1. As a GPE Youth Champion, you tirelessly highlight the power of education to enable people to have a voice and be heard. You have also previously mentioned how education helped you overcome being forcefully conscripted as a child soldier. Can you tell us a bit more about that journey?
In 1997, the war in Sierra Leone stole my family and robbed me of my childhood. At five years old, I was forced to carry an AK-47 for almost five years with the RUF [Revolutionary United Front] as a child soldier. When the war ended, I was illiterate, homeless and poor. At 10, I started going to school because it was the safest place for me to be; I had a roof over my head and I felt protected, safe and wanted. I had nothing left to lose and I clung to the idea of becoming someone, a priest, a doctor or a lawyer.
2. Can you explain a bit more about the link between education and empowerment?
The knowledge and the ability to think critically, analyze and act is the most powerful weapon that anyone could ever have. I have that weapon; I have the sort of power that can never be taken, stolen, or destroyed: my education. There is no greater empowerment than the education I have received, an education that has imbued me with the duty and responsibility to challenge, question and help rebuild institutions that have rarely existed for people like me. The outcome of the journey of becoming the master of my own fate could not have happened if I did not receive the education I now have.

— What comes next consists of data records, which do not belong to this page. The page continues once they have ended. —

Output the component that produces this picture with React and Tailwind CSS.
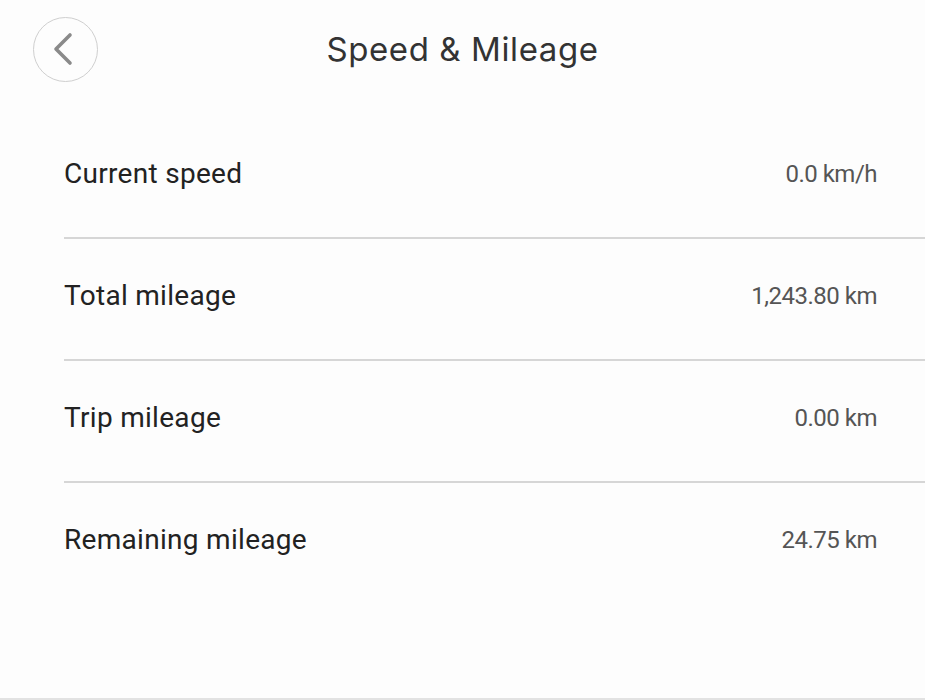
import React from "react";

const rows = [
  ["Current speed", "0.0 km/h"],
  ["Total mileage", "1,243.80 km"],
  ["Trip mileage", "0.00 km"],
  ["Remaining mileage", "24.75 km"],
];

export default function App() {
  return (
    <div className="w-[925px] h-[700px] bg-[#fdfdfd] flex flex-col border-b-2 border-[#e2e2e2] overflow-hidden">
      <div className="relative h-[117px] shrink-0 flex items-start">
        <div className="ml-[33px] mt-[17px] w-[65px] h-[65px] rounded-full border-[1.5px] border-[#cfcfcf] flex items-center justify-center">
          <svg width="65" height="65" viewBox="0 0 65 65" className="-m-[1.5px]">
            <path d="M37 18 L23 32 L37 46" fill="none" stroke="#8a8a8a" strokeWidth="3.6" strokeLinecap="round" strokeLinejoin="round" />
          </svg>
        </div>
        <div className="absolute left-0 right-0 top-[25px] text-center text-[33px] leading-[48px] text-[#333] font-['Inter',sans-serif] tracking-[0.6px]">
          Speed &amp; Mileage
        </div>
      </div>
      <div className="flex flex-col pl-[64px]">
        {rows.map(([label, value], i) => (
          <div
            key={label}
            className={`h-[122px] flex items-start justify-between pr-[48px] ${i < rows.length - 1 ? "border-b-2 border-[#d6d6d6]" : ""}`}
          >
            <div className="mt-[39px] text-[28px] leading-[36px] text-[#222] font-['Roboto',sans-serif] tracking-[0.3px]">
              {label}
            </div>
            <div className="mt-[41px] text-[24px] leading-[32px] text-[#555] font-['Roboto',sans-serif] tracking-[-0.5px]">
              {value}
            </div>
          </div>
        ))}
      </div>
    </div>
  );
}
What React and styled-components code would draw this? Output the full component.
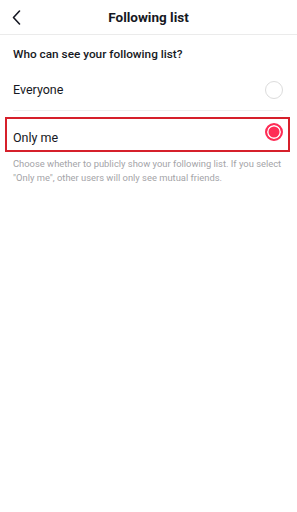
import React from "react";
import styled, { createGlobalStyle } from "styled-components";

const GlobalStyle = createGlobalStyle`
  body {
    margin: 0;
    background: #fff;
    font-family: Roboto, "Liberation Sans", sans-serif;
    color: #161823;
  }
`;

const Page = styled.div`
  width: 297px;
  min-height: 512px;
  background: #fff;
`;

const Header = styled.div`
  height: 34px;
  display: grid;
  grid-template-columns: 40px 1fr 40px;
  align-items: center;
  border-bottom: 1px solid #ebebeb;
`;

const BackButton = styled.button`
  border: none;
  background: none;
  padding: 0 0 0 12px;
  height: 34px;
  display: flex;
  align-items: center;
  cursor: pointer;
`;

const Title = styled.h1`
  margin: 0;
  text-align: center;
  font-size: 13.5px;
  font-weight: 700;
`;

const Section = styled.div`
  padding: 0 14px 0 13px;
`;

const SectionTitle = styled.h2`
  margin: 0;
  padding: 11px 0 0;
  height: 24px;
  font-size: 11.8px;
  font-weight: 500;
  line-height: 16px;
`;

const Option = styled.div`
  display: flex;
  justify-content: space-between;
  align-items: center;
  height: ${(p) => (p.$highlight ? "31px" : "40px")};
  margin: ${(p) => (p.$highlight ? "6px -7px 0 -8px" : "0")};
  padding: ${(p) => (p.$highlight ? "0 5px 0 6px" : "0")};
  border: ${(p) => (p.$highlight ? "2px solid #d6202b" : "none")};
  border-bottom: ${(p) => (p.$highlight ? "2px solid #d6202b" : "1px solid #efefef")};
`;

const Label = styled.span`
  font-size: 12.5px;
  line-height: 16px;
  padding-top: ${(p) => (p.$drop ? "7px" : "0")};
`;

const Radio = styled.span`
  box-sizing: border-box;
  width: 18px;
  height: 18px;
  border-radius: 50%;
  margin-top: ${(p) => (p.$lift ? "-5px" : "0")};
  border: ${(p) => (p.$checked ? "2px solid #fe2c55" : "1px solid #dcdcdc")};
  background: ${(p) => (p.$checked ? "#fe2c55" : "#fff")};
  box-shadow: ${(p) => (p.$checked ? "inset 0 0 0 1.5px #fff" : "none")};
`;

const Note = styled.p`
  margin: 0;
  padding: 5px 13px 0;
  font-size: 9.4px;
  line-height: 14px;
  color: #a4a4a8;
`;

const Chevron = () => (
  <svg width="9" height="15" viewBox="0 0 9 15" fill="none">
    <path d="M7.5 1 L1.5 7.5 L7.5 14" stroke="#161823" strokeWidth="1.6" strokeLinecap="round" strokeLinejoin="round" />
  </svg>
);

export default function App() {
  return (
    <Page>
      <GlobalStyle />
      <Header>
        <BackButton>
          <Chevron />
        </BackButton>
        <Title>Following list</Title>
        <span />
      </Header>
      <Section>
        <SectionTitle>Who can see your following list?</SectionTitle>
        <Option>
          <Label>Everyone</Label>
          <Radio />
        </Option>
        <Option $highlight>
          <Label $drop>Only me</Label>
          <Radio $checked $lift />
        </Option>
      </Section>
      <Note>
        Choose whether to publicly show your following list. If you select
        "Only me", other users will only see mutual friends.
      </Note>
    </Page>
  );
}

3. As an international advocate for education, you have taken part in the ongoing conversations on the improvement of education systems in the global south. In your view, what is GPE’s added value in this area?
GPE's added value is that they mobilize funds and partnerships to drive meaningful change, support leaders in partner countries, and provide innovative technical support to improve education systems and ensure that every child can access education and keep learning, even in the face of adversity. This approach has led to 160 million more children enrolling in school and doubled girls’ enrollment in GPE partner countries.
In my case, it was thanks to fortuitous connections that I got an education, but we cannot build nations on chance. We cannot leave it up to fate that children will meet the right circumstances that will enable them to realize their rights. GPE works at the systems level to ensure that every child has access to education because it should not be by chance that children go to school and have the opportunity to fulfill their potential.